A lump formed in my throat when a consultant confirmed it had already spread to my stomach. 

Thankfully, he said that my prognosis looked as good as could be but we wouldn’t know properly until after I’d had surgery to remove the cancerous cells. I needed two major operations, then I’d be closely monitored for the next 10 years.

It took a while for the news to sink in but, back at home with Phill and our daughter Sarah, 29, I broke down in tears. They were shocked but supported me by being positive and refusing to let me wallow – instead repeating what my doctor had said: that he thought it was treatable. 

I had a de-bulking operation, which involved draining liquid out of my abdominal cavity. They told me afterwards they’d drained five litres and I’d lost two stone in the process. No wonder my stomach was so swollen. 

They also removed my appendix, where the cancer had started, and my right ovary, because it had a large cyst growing on it. 

After the operation the doctor explained that I had probably had a burst appendix at some point in the past, which may have caused the cancer to spread. 

I spent five days in Manchester’s Christie Hospital before coming home to rest. 

But six months later, in April, I returned to hospital for major surgery – this time I faced a nine-hour operation to remove my spleen, gallbladder, belly button and other ovary.

They also scraped my liver to remove rogue cells and filled my tummy cavity with hot chemo fluid to get rid of any remaining cancer cells. I was very scared about how the chemo would affect me because I’d never heard of it being done like this before.

As I opened my eyes, groggy, post-surgery, I immediately clocked the huge scar from my breast bone to my public bone. I could barely stomach looking at it, and when I did touch it, I’d feel incredibly sad. With my belly button removed, I felt my stomach looked like the top of a pumpkin. 

I stayed in hospital for two weeks to recover and in that time, I couldn’t eat a lot. 

Thankfully, all my procedures worked to clear the cancer, but I am still taking medications that I will likely be on for the rest of my life. 

I now have scans and blood tests every six months to ensure the cancer hasn’t come back. I suffer from extreme fatigue but I feel stronger for what I’ve been through and grateful to have the support of Phill and Sarah.

I now know that I did go through the menopause, as my periods have stopped, but I still don’t know which of the symptoms I experienced were actually caused by that and which were down to the cancer. 

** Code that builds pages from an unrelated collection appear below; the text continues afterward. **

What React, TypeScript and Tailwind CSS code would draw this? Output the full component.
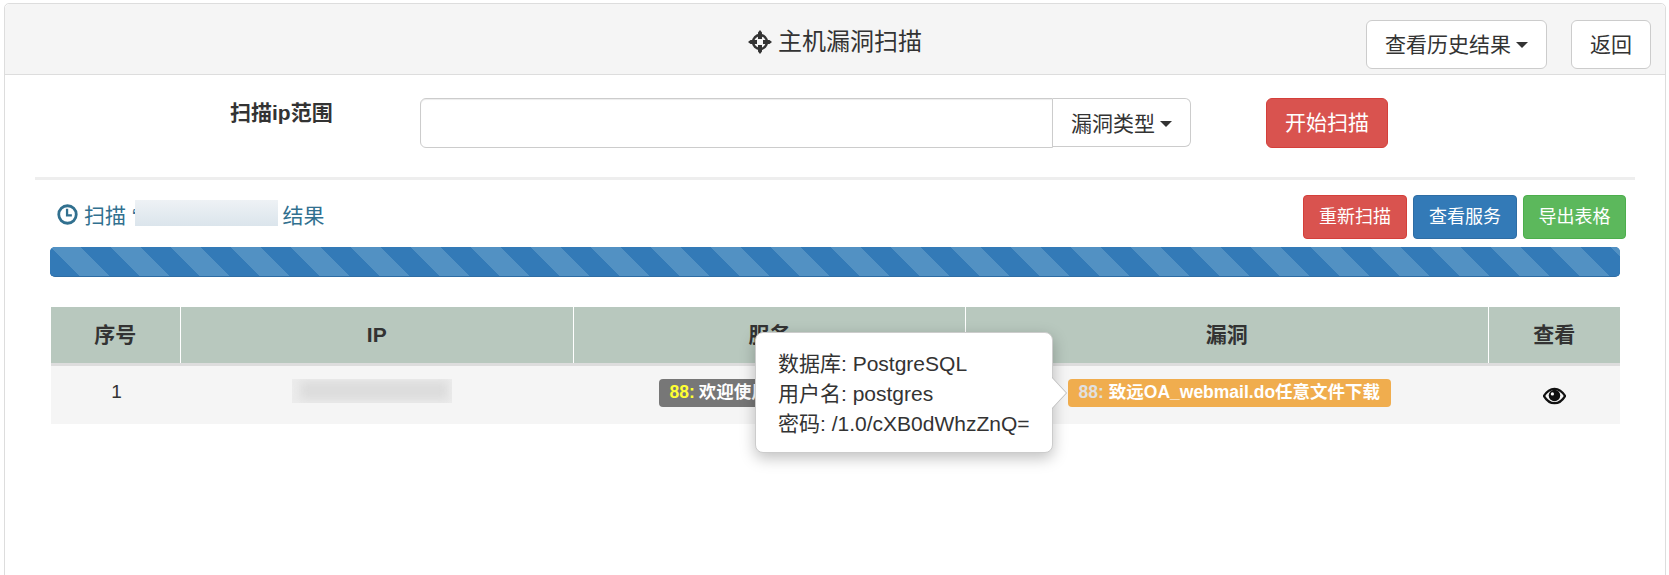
import React from "react";

const font = "font-['Liberation_Sans','Noto_Sans_CJK_SC',sans-serif]";

function Caret() {
  return (
    <span className="ml-[5px] inline-block h-0 w-0 border-x-[6px] border-t-[6px] border-x-transparent border-t-[#333] align-middle" />
  );
}

function CrosshairIcon() {
  return (
    <svg viewBox="0 0 24 24" className="h-[24px] w-[24px] text-[#333]" fill="none" stroke="currentColor">
      <circle cx="12" cy="12" r="7" strokeWidth="2.400" />
      <path d="M10 9V2.500L12 0l2 2.500V9zM10 15v6.500l2 2.500 2-2.500V15zM9 10H2.500L0 12l2.500 2H9zM15 10h6.500L24 12l-2.500 2H15z" fill="currentColor" stroke="none" />
    </svg>
  );
}

function ClockIcon() {
  return (
    <svg viewBox="0 0 24 24" className="h-[21px] w-[21px]" fill="none" stroke="currentColor">
      <circle cx="12" cy="12" r="10" strokeWidth="3.200" />
      <path d="M11.500 5.500V13H17" strokeWidth="2.600" />
    </svg>
  );
}

function EyeIcon() {
  return (
    <svg viewBox="0 0 24 18" className="h-[18px] w-[23px] text-[#111]" fill="none" stroke="currentColor">
      <path d="M1 9C4 4 8 1.500 12 1.500S20 4 23 9c-3 5-7 7.500-11 7.500S4 14 1 9z" strokeWidth="2.400" />
      <circle cx="12" cy="8.500" r="6" fill="currentColor" stroke="none" />
      <circle cx="9.800" cy="6.800" r="1.700" fill="#fff" stroke="none" />
    </svg>
  );
}

function Panel() {
  return (
    <div className="relative ml-[4px] mt-[3px] h-[600px] w-[1662px] rounded-t-[5px] border border-[#ddd] bg-white">
      {/* Header */}
      <div className="grid h-[71px] grid-cols-[1fr_auto_1fr] items-start rounded-t-[5px] border-b border-[#ddd] bg-[#f5f5f5] px-[14px] pt-[16px]">
        <div />
        <h3 className="mt-[7px] flex items-center gap-[6px] text-[24px] leading-[30px] text-[#333]">
          <CrosshairIcon />
          主机漏洞扫描
        </h3>
        <div className="flex justify-end gap-[24px]">
          <button className="flex h-[49px] w-[181px] items-center justify-center rounded-[6px] border border-[#ccc] bg-white text-[21px] text-[#333]">
            查看历史结果
            <Caret />
          </button>
          <button className="h-[49px] w-[80px] rounded-[6px] border border-[#ccc] bg-white text-[21px] text-[#333]">
            返回
          </button>
        </div>
      </div>

      {/* Scan form */}
      <div className="flex items-start pl-[225px] pt-[23px]">
        <label className="w-[190px] pt-[2px] text-[21px] font-bold leading-[26px] text-[#333]">扫描ip范围</label>
        <div className="flex h-[50px] w-[771px]">
          <input className="h-full w-[633px] rounded-l-[6px] border border-[#ccc] bg-white shadow-[inset_0_1px_1px_rgba(0,0,0,0.075)]" />
          <button className="flex h-[49px] flex-1 items-center justify-center rounded-r-[6px] border border-l-0 border-[#ccc] bg-white pt-[2px] text-[21px] text-[#333]">
            漏洞类型
            <Caret />
          </button>
        </div>
        <button className="ml-[75px] h-[50px] w-[122px] rounded-[6px] border border-[#d43f3a] bg-[#d9534f] text-[21px] text-white">
          开始扫描
        </button>
      </div>

      <hr className="mx-[30px] mt-[29px] border-t-[3px] border-[#eee]" />

      {/* Result title and actions */}
      <div className="flex items-start justify-between pl-[52px] pr-[39px] pt-[15px]">
        <div className="flex h-[36px] items-center gap-[6px] text-[21px] text-[#31708f]">
          <span className="mt-[2px]">
            <ClockIcon />
          </span>
          <span className="flex items-center">
            <span className="pt-[6px]">扫描 ‘</span>
            <span className="ml-[-2px] mr-[5px] h-[26px] w-[143px] bg-gradient-to-b from-[#eef2f5] to-[#dbe5ec]" />
            <span className="pt-[6px]">结果</span>
          </span>
        </div>
        <div className="flex gap-[6px]">
          <button className="h-[44px] w-[104px] rounded-[4px] border border-[#d43f3a] bg-[#d9534f] text-[18px] text-white">重新扫描</button>
          <button className="h-[44px] w-[104px] rounded-[4px] border border-[#2e6da4] bg-[#337ab7] text-[18px] text-white">查看服务</button>
          <button className="h-[44px] w-[103px] rounded-[4px] border border-[#4cae4c] bg-[#5cb85c] text-[18px] text-white">导出表格</button>
        </div>
      </div>

      {/* Progress */}
      <div className="ml-[45px] mt-[8px] h-[30px] w-[1570px] rounded-[5px] border-b border-[#2e6da4] bg-[#337ab7] bg-[repeating-linear-gradient(45deg,#337ab7_0,#337ab7_21.213px,#5291c3_21.213px,#5291c3_42.426px)]" />

      {/* Table */}
      <table className="ml-[46px] mt-[30px] w-[1569px] table-fixed border-collapse text-center text-[#333]">
        <colgroup>
          <col className="w-[129px]" />
          <col className="w-[393.500px]" />
          <col className="w-[392px]" />
          <col className="w-[522.500px]" />
          <col className="w-[132px]" />
        </colgroup>
        <thead>
          <tr className="h-[57px] border-b-[3px] border-[#ddd] bg-[#b8c8be] text-[21px] font-bold">
            <th className="border-r border-white">序号</th>
            <th className="border-r border-white">IP</th>
            <th className="border-r border-white">服务</th>
            <th className="border-r border-white">漏洞</th>
            <th>查看</th>
          </tr>
        </thead>
        <tbody>
          <tr className="h-[60px] bg-[#f5f5f5] align-top">
            <td className="pl-[2px] pt-[11px] text-[19px] leading-[30px]">1</td>
            <td className="pt-[13px]">
              <div className="relative ml-[112px] h-[24px] w-[160px] overflow-hidden bg-[#ececec]">
                <div className="absolute bottom-[3px] left-[8px] right-[4px] top-[2px] bg-[#dcdcdc] blur-[4px]" />
              </div>
            </td>
            <td className="pt-[13px]">
              <span className="ml-[85px] flex h-[28px] w-[300px] items-center whitespace-nowrap rounded-[4px] bg-[#777] pl-[11px] text-[17.500px] font-bold text-white">
                <span className="mr-[4px] text-[#ffff33]">88:</span>欢迎使用
              </span>
            </td>
            <td className="pt-[13px]">
              <span className="ml-[102px] flex h-[28px] w-[323px] items-center whitespace-nowrap rounded-[4px] bg-[#f0ad4e] pl-[11px] text-[17.500px] font-bold text-white">
                <span className="mr-[5px] text-[#e0e0e0]">88:</span>致远OA_webmail.do任意文件下载
              </span>
            </td>
            <td className="pt-[21px]">
              <div className="flex justify-center">
                <EyeIcon />
              </div>
            </td>
          </tr>
        </tbody>
      </table>

      {/* Popover */}
      <div className="absolute left-[750px] top-[328px] z-10 h-[121px] w-[298px] rounded-[8px] border border-[#ccc] bg-white pl-[22px] pt-[16px] text-[21px] leading-[30px] text-[#333] shadow-[0_5px_15px_rgba(0,0,0,0.25)]">
        <div>数据库: PostgreSQL</div>
        <div>用户名: postgres</div>
        <div>密码: /1.0/cXB0dWhzZnQ=</div>
        <span className="absolute right-[-15px] top-[44px] h-0 w-0 border-y-[16px] border-l-[15px] border-y-transparent border-l-[#bbb]" />
        <span className="absolute right-[-14px] top-[45px] h-0 w-0 border-y-[15px] border-l-[14px] border-y-transparent border-l-white" />
      </div>
    </div>
  );
}

export default function App() {
  return (
    <div className={`h-[575px] w-full overflow-hidden bg-white ${font}`}>
      <Panel />
    </div>
  );
}
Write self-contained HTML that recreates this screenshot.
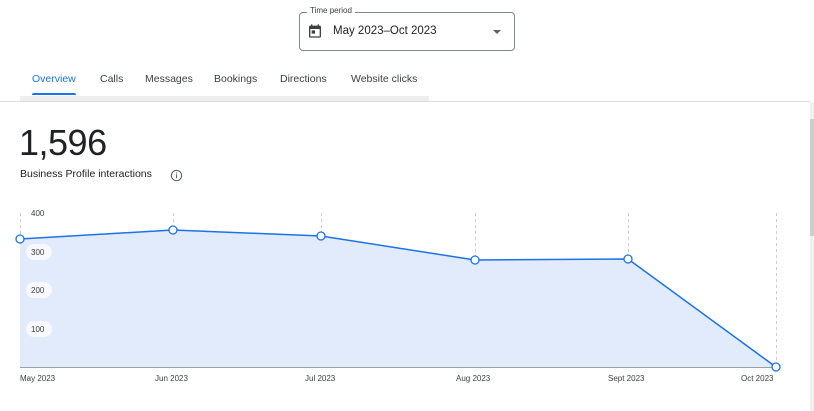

I still can’t believe that for all those years, I thought I was just experiencing menopause symptoms when in reality, I was being attacked by an extremely rare cancer.

So now I’m telling my story to raise awareness of PMP and the support I’ve received from Pseudomyxoma Survivor Charity. Thanks to them I’ve been introduced to a whole network of survivors like myself. 

Further symptoms of PMP include abnormality of the abdomen and peritoneum, swelling of the abdomen and abdominal pain. If you have symptoms like mine, please don’t ignore them or put them down to The Change!

Often women try to carry on as normal when they’re feeling ill or experience differences in their body, especially if they are at an age in their life when they think it’s the menopause. 

However, I’m proof that no matter what you think it is – it’s always best to get a second opinion from a medical professional.